• **Records for this exercise**:
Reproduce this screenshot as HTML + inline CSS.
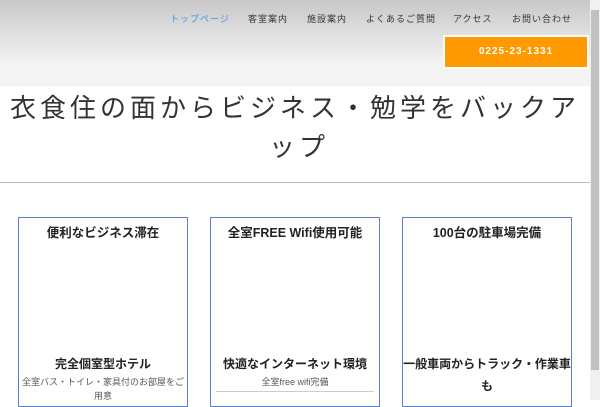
<!DOCTYPE html>
<html><head><meta charset="utf-8"><style>
*{margin:0;padding:0;box-sizing:border-box}
body{width:600px;height:400px;overflow:hidden;background:#fff;font-family:"Liberation Sans","Noto Sans CJK JP",sans-serif;position:relative;color:#333}
.hdr{position:absolute;left:0;top:0;width:590px;height:86px;background:linear-gradient(#c8c8c8,#f4f4f4 75%,#f4f4f4)}
.nav{position:absolute;top:12px;font-size:9px;letter-spacing:1px;color:#333}
.tel{position:absolute;left:443px;top:35px;width:146px;height:34px;background:#ff9900;border:2px solid #fff;color:#fff;font-weight:bold;font-size:10px;letter-spacing:1px;text-align:center;line-height:30px}
.t{position:absolute;font-size:26px;letter-spacing:4px;line-height:41px;color:#333;white-space:nowrap}
.line{position:absolute;left:0;top:182px;width:590px;height:1px;background:#bbb}
.card{position:absolute;top:217px;width:170px;height:190px;border:1px solid #5b7fce;text-align:center}
.card h3{font-size:12.5px;margin-top:4px;color:#222}
.card h4{font-size:12px;position:absolute;left:0;right:0;top:135px;color:#222;line-height:22px}
.card p{font-size:9px;position:absolute;left:1px;right:1px;top:157px;color:#555;line-height:14px;white-space:nowrap}
.sb{position:absolute;left:590px;top:0;width:10px;height:400px;background:#f0f0f0}
.th{position:absolute;left:591px;top:10px;width:8px;height:360px;background:#c1c1c1}
</style></head><body>
<div class="hdr"></div>
<div class="nav" style="left:170px;color:#4a90e2">トップページ</div>
<div class="nav" style="left:248px">客室案内</div>
<div class="nav" style="left:307px">施設案内</div>
<div class="nav" style="left:366px">よくあるご質問</div>
<div class="nav" style="left:453px">アクセス</div>
<div class="nav" style="left:512px">お問い合わせ</div>
<div class="tel">0225-23-1331</div>
<div class="t" style="left:10px;top:88px">衣食住の面からビジネス・勉学をバックア</div>
<div class="t" style="left:269px;top:127px">ップ</div>
<div class="line"></div>
<div class="card" style="left:18px"><h3>便利なビジネス滞在</h3><h4>完全個室型ホテル</h4><p>全室バス・トイレ・家具付のお部屋をご<br>用意</p></div>
<div class="card" style="left:210px"><h3>全室FREE Wifi使用可能</h3><h4>快適なインターネット環境</h4><p style="left:5px;right:5px;border-bottom:1px solid #ccc;padding-bottom:2px">全室free wifi完備</p></div>
<div class="card" style="left:402px"><h3>100台の駐車場完備</h3><h4>一般車両からトラック・作業車<br>も</h4></div>
<div class="sb"></div><div class="th"></div>
</body></html>
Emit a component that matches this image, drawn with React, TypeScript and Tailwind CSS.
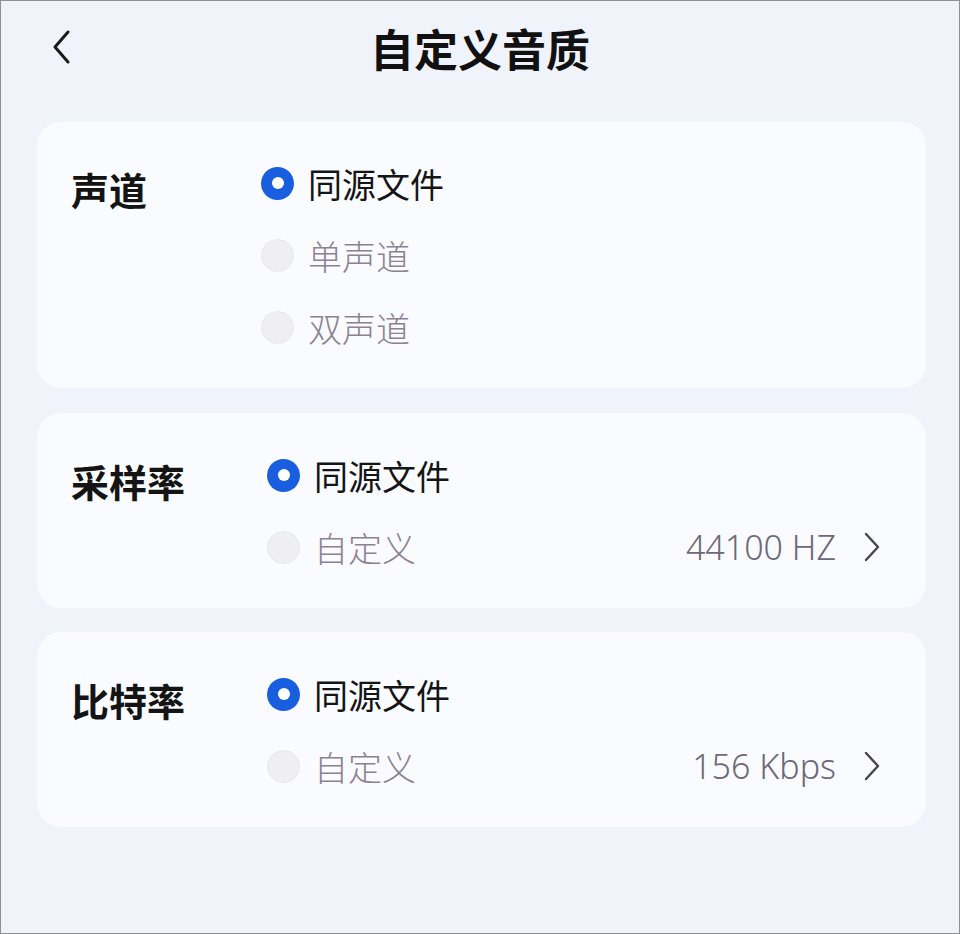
import React from "react";

const cjk = { fontFamily: '"Noto Sans CJK SC", "Noto Sans", sans-serif' };
const latin = { fontFamily: '"Noto Sans", "Noto Sans CJK SC", sans-serif' };

function Radio({ on }: { on: boolean }) {
  return on ? (
    <div className="w-[33px] h-[33px] rounded-full bg-[#1a5ee0] flex items-center justify-center shrink-0">
      <div className="w-[12px] h-[12px] rounded-full bg-white" />
    </div>
  ) : (
    <div className="w-[33px] h-[33px] rounded-full bg-[#efeff3] border border-[#e6e6ec] shrink-0" />
  );
}

function Chevron() {
  return (
    <svg width="18" height="30" viewBox="0 0 18 30" className="shrink-0">
      <path d="M3 2 L15 15 L3 28" fill="none" stroke="#4a4452" strokeWidth="2.4" strokeLinecap="round" strokeLinejoin="round" />
    </svg>
  );
}

type Opt = { text: string; on: boolean; value?: string };

function Card({ label, opts, col, pt, pb, extra = "" }: { label: string; opts: Opt[]; col: string; pt: string; pb: string; extra?: string }) {
  return (
    <div className={`bg-[#f9fbfe] rounded-[24px] ml-[36px] mr-[33px] flex pl-[34px] pr-[45px] ${pt} ${pb} ${extra}`}>
      <div className={`${col} shrink-0 pt-[5px]`}>
        <div className="h-[72px] flex items-center text-[38px] font-bold text-[#141414]" style={cjk}>
          {label}
        </div>
      </div>
      <div className="flex-1 flex flex-col">
        {opts.map((o, i) => (
          <div key={i} className="h-[72px] flex items-center">
            <Radio on={o.on} />
            <span
              className={`ml-[14px] text-[34px] ${o.on ? "text-[#151515] font-normal" : "text-[#8c8292] font-light"}`}
              style={cjk}
            >
              {o.text}
            </span>
            {o.value && (
              <div className="ml-auto flex items-center">
                <span className="text-[34px] font-light text-[#6f6878]" style={latin}>
                  {o.value}
                </span>
                <div className="ml-[27px]">
                  <Chevron />
                </div>
              </div>
            )}
          </div>
        ))}
      </div>
    </div>
  );
}

export default function App() {
  return (
    <div className="w-[960px] h-[934px] bg-[#f0f3f9] border border-[#8d9096] overflow-hidden">
      <div className="h-[94px] relative flex items-center justify-center">
        <svg width="22" height="36" viewBox="0 0 22 36" className="absolute left-[50px] top-[28px]">
          <path d="M17 3 L4 18 L17 33" fill="none" stroke="#1a1a1a" strokeWidth="3" strokeLinecap="round" strokeLinejoin="round" />
        </svg>
        <h1 className="text-[44px] font-bold text-[#111] leading-none" style={cjk}>
          自定义音质
        </h1>
      </div>
      <div className="mt-[27px] flex flex-col gap-[24px]">
        <Card
          label="声道"
          col="w-[190px]"
          pt="pt-[25px]"
          pb="pb-[25px]"
          opts={[
            { text: "同源文件", on: true },
            { text: "单声道", on: false },
            { text: "双声道", on: false },
          ]}
        />
        <Card
          label="采样率"
          col="w-[196px]"
          pt="pt-[26px]"
          pb="pb-[25px]"
          extra="mt-[1px]"
          opts={[
            { text: "同源文件", on: true },
            { text: "自定义", on: false, value: "44100 HZ" },
          ]}
        />
        <Card
          label="比特率"
          col="w-[196px]"
          pt="pt-[26px]"
          pb="pb-[25px]"
          opts={[
            { text: "同源文件", on: true },
            { text: "自定义", on: false, value: "156 Kbps" },
          ]}
        />
      </div>
    </div>
  );
}
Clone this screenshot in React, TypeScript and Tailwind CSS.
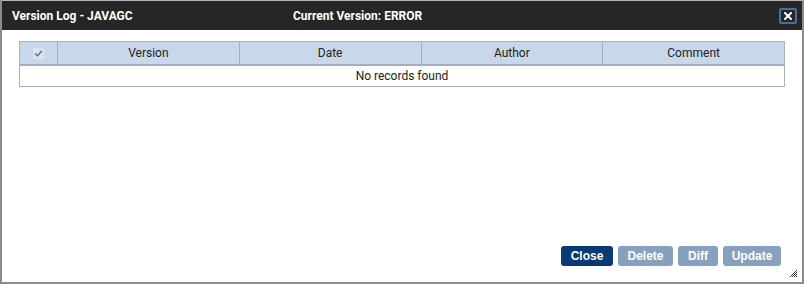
import React from 'react';

const columns = ['Version', 'Date', 'Author', 'Comment'];

const App: React.FC = () => {
  return (
    <div className="w-[804px] h-[284px] bg-white flex flex-col border-t border-t-[#b5b5b5] border-l-2 border-r-2 border-b-2 border-[#8c8c8c] font-['Roboto',sans-serif] overflow-hidden">
      {/* Title bar */}
      <div className="h-[29px] bg-[#262626] flex items-center pl-[10px] pr-[5px] text-white text-[12px] font-bold shrink-0">
        <span className="w-[281px]">Version Log - JAVAGC</span>
        <span className="flex-1">Current Version: ERROR</span>
        <button className="w-[18px] h-[16px] border-2 border-[#4a6da0] rounded-[2px] flex items-center justify-center">
          <svg width="8" height="8" viewBox="0 0 8 8">
            <path d="M1 1 L7 7 M7 1 L1 7" stroke="white" strokeWidth="2" strokeLinecap="square" />
          </svg>
        </button>
      </div>

      {/* Body */}
      <div className="flex-1 flex flex-col px-[17px] pt-[11px] relative">
        <div className="border border-[#a1b1c3] text-[12px] text-[#222]">
          <div className="flex h-[24px] bg-[#c8d8ea] border-b-2 border-[#a1b1c3]">
            <div className="w-[38px] flex items-center justify-center border-r border-[#a1b1c3] shrink-0">
              <div className="w-[11px] h-[11px] bg-[#dce5ef] flex items-center justify-center">
                <svg width="9" height="8" viewBox="0 0 9 8">
                  <path d="M1 4.5 L3.4 6.8 L8 1.8" stroke="#6f7780" strokeWidth="1.6" fill="none" />
                </svg>
              </div>
            </div>
            {columns.map((c, i) => (
              <div
                key={c}
                className={`flex-1 flex items-center justify-center ${i < columns.length - 1 ? 'border-r border-[#a1b1c3]' : ''}`}
              >
                {c}
              </div>
            ))}
          </div>
          <div className="h-[20px] flex items-center justify-center">No records found</div>
        </div>

        <div className="flex-1" />

        <div className="flex justify-end gap-[5px] pr-[4px] pb-[16px] font-['Liberation_Sans',sans-serif] text-[12px] font-bold text-white">
          <button className="h-[20px] w-[52px] rounded-[3px] bg-[#083a73]">Close</button>
          <button className="h-[20px] w-[55px] rounded-[3px] bg-[#87a0bd]">Delete</button>
          <button className="h-[20px] w-[40px] rounded-[3px] bg-[#87a0bd]">Diff</button>
          <button className="h-[20px] w-[58px] rounded-[3px] bg-[#87a0bd]">Update</button>
        </div>

        <svg className="absolute right-[4px] bottom-[4px]" width="9" height="9" viewBox="0 0 9 9">
          <path d="M8 1 L1 8 M8 3 L3 8 M8 5 L5 8 M8 7 L7 8" stroke="#333" strokeWidth="1" />
        </svg>
      </div>
    </div>
  );
};

export default App;
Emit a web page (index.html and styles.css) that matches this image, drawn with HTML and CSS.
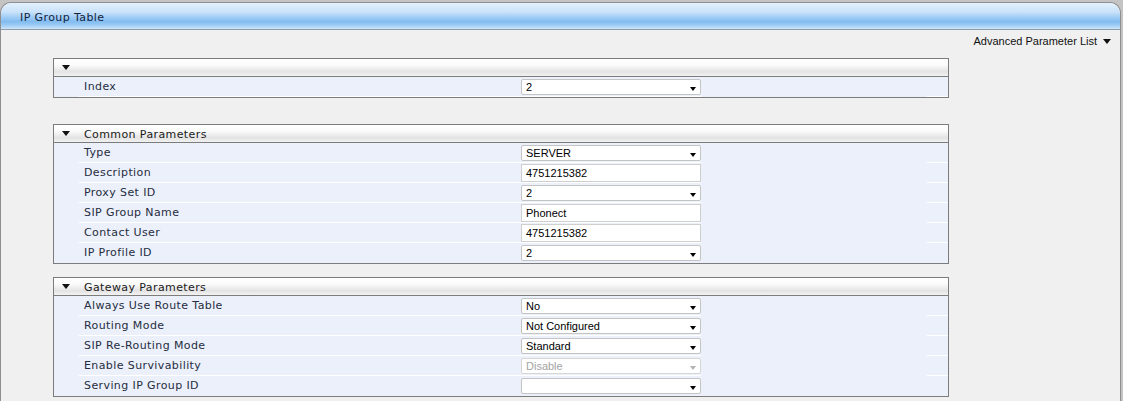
FILE: index.html
```html
<!DOCTYPE html>
<html>
<head>
<meta charset="utf-8">
<link rel="stylesheet" href="styles.css">
</head>
<body>
<div class="window">
  <div class="titlebar">IP Group Table</div>
  <div class="content">
    <div class="adv">Advanced Parameter List <span class="tri"></span></div>

    <div class="panel p1">
      <div class="phead"><span class="tri"></span></div>
      <div class="row"><span class="ind"></span><span class="lbl">Index</span><span class="val"><span class="sel"><span class="v">2</span><span class="arr"></span></span></span><span class="sp"></span><span class="end"></span></div>
    </div>

    <div class="panel p2">
      <div class="phead"><span class="tri"></span><span class="ht">Common Parameters</span></div>
      <div class="row"><span class="ind"></span><span class="lbl">Type</span><span class="val"><span class="sel"><span class="v">SERVER</span><span class="arr"></span></span></span><span class="sp"></span><span class="end"></span></div>
      <div class="row"><span class="ind"></span><span class="lbl">Description</span><span class="val"><span class="txt">4751215382</span></span><span class="sp"></span><span class="end"></span></div>
      <div class="row"><span class="ind"></span><span class="lbl">Proxy Set ID</span><span class="val"><span class="sel"><span class="v">2</span><span class="arr"></span></span></span><span class="sp"></span><span class="end"></span></div>
      <div class="row"><span class="ind"></span><span class="lbl">SIP Group Name</span><span class="val"><span class="txt">Phonect</span></span><span class="sp"></span><span class="end"></span></div>
      <div class="row"><span class="ind"></span><span class="lbl">Contact User</span><span class="val"><span class="txt">4751215382</span></span><span class="sp"></span><span class="end"></span></div>
      <div class="row last"><span class="ind"></span><span class="lbl">IP Profile ID</span><span class="val"><span class="sel"><span class="v">2</span><span class="arr"></span></span></span><span class="sp"></span><span class="end"></span></div>
    </div>

    <div class="panel p3">
      <div class="phead"><span class="tri"></span><span class="ht">Gateway Parameters</span></div>
      <div class="row"><span class="ind"></span><span class="lbl">Always Use Route Table</span><span class="val"><span class="sel"><span class="v">No</span><span class="arr"></span></span></span><span class="sp"></span><span class="end"></span></div>
      <div class="row"><span class="ind"></span><span class="lbl">Routing Mode</span><span class="val"><span class="sel"><span class="v">Not Configured</span><span class="arr"></span></span></span><span class="sp"></span><span class="end"></span></div>
      <div class="row"><span class="ind"></span><span class="lbl">SIP Re-Routing Mode</span><span class="val"><span class="sel"><span class="v">Standard</span><span class="arr"></span></span></span><span class="sp"></span><span class="end"></span></div>
      <div class="row"><span class="ind"></span><span class="lbl">Enable Survivability</span><span class="val"><span class="sel dis"><span class="v">Disable</span><span class="arr"></span></span></span><span class="sp"></span><span class="end"></span></div>
      <div class="row last"><span class="ind"></span><span class="lbl">Serving IP Group ID</span><span class="val"><span class="sel"><span class="v"></span><span class="arr"></span></span></span><span class="sp"></span><span class="end"></span></div>
    </div>
  </div>
</div>
</body>
</html>
```

FILE: styles.css
```css
html, body {
  margin: 0;
  padding: 0;
}
body {
  background: #c4c4c4;
  width: 1123px;
  height: 401px;
  overflow: hidden;
}
.window {
  margin: 2px 0 0 0;
  width: 1119px;
  height: 399px;
  border: 1px solid #8f8f8f;
  border-bottom: none;
  border-radius: 11px 11px 0 0;
  background: #f0f0f0;
  overflow: hidden;
}
.titlebar {
  height: 26px;
  border-bottom: 1px solid #8c9cab;
  background: linear-gradient(#e4f1fd 0%, #c9e2fa 35%, #9fccf4 55%, #82bcf0 72%, #9ccbf4 85%, #cde5fa 100%);
  font-family: "DejaVu Sans", Verdana, sans-serif;
  font-size: 11px;
  letter-spacing: 0.4px;
  line-height: 29px;
  color: #14233c;
  padding-left: 19px;
}
.content {
  padding: 0 0 0 52px;
}
.adv {
  display: flex;
  justify-content: flex-end;
  align-items: center;
  gap: 6px;
  padding: 4px 9px 0 0;
  height: 14px;
  font-family: "Liberation Sans", Arial, sans-serif;
  font-size: 11px;
  color: #111;
  margin-bottom: 10px;
}
.tri {
  display: inline-block;
  width: 0;
  height: 0;
  border-left: 4px solid transparent;
  border-right: 4px solid transparent;
  border-top: 5px solid #111;
}
.panel {
  width: 894px;
  border: 1px solid #7c7c7c;
  background: #ebf0fb;
}
.p2 { margin-top: 26px; }
.p3 { margin-top: 13px; }
.phead {
  height: 17px;
  border-bottom: 1px solid #7c7c7c;
  background: linear-gradient(#ffffff 0%, #fbfbfb 35%, #e3e3e3 75%, #f2f2f2 100%);
  display: flex;
  align-items: center;
  padding-left: 8px;
  font-family: "DejaVu Sans", Verdana, sans-serif;
  font-size: 11px;
  letter-spacing: 0.4px;
  color: #1a1a1a;
}
.phead .ht { margin-left: 14px; padding-top: 1px; }
.row {
  display: grid;
  grid-template-columns: 25px 440px 182px 226px 21px;
  height: 20px;
}
.row > span {
  border-bottom: 1px solid #ffffff;
  box-sizing: border-box;
}
.row > .ind, .row > .sp { border-bottom: none; }
.row.last > span { border-bottom: none; }
.lbl {
  padding: 1px 0 0 5px;
  font-family: "DejaVu Sans", Verdana, sans-serif;
  font-size: 11px;
  letter-spacing: 0.4px;
  line-height: 18px;
  color: #262d40;
}
.val {
  padding: 2px 0 0 2px;
}
.sel, .txt {
  display: flex;
  align-items: center;
  box-sizing: border-box;
  width: 180px;
  height: 16px;
  background: #fff;
  border: 1px solid #c4c4c4;
  border-radius: 2px;
  font-family: "Liberation Sans", Arial, sans-serif;
  font-size: 11px;
  color: #000;
  padding-left: 4px;
}
.txt {
  height: 18px;
  margin-top: -1px;
  border-color: #cfcfcf;
  border-radius: 0;
}
.sel .arr {
  margin-left: auto;
  margin-right: 4px;
  margin-top: 3px;
  width: 0;
  height: 0;
  border-left: 3.5px solid transparent;
  border-right: 3.5px solid transparent;
  border-top: 4px solid #000;
}
.sel.dis {
  border-color: #d6d6d6;
  color: #a3a3a3;
}
.sel.dis .arr { border-top-color: #b3b3b3; }
```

• **Stated task**: Select and copy every line from the records that includes the word "inline".

• **Solution to the exercise**:
Reproduce this screenshot as HTML + inline CSS.
  display: inline-block;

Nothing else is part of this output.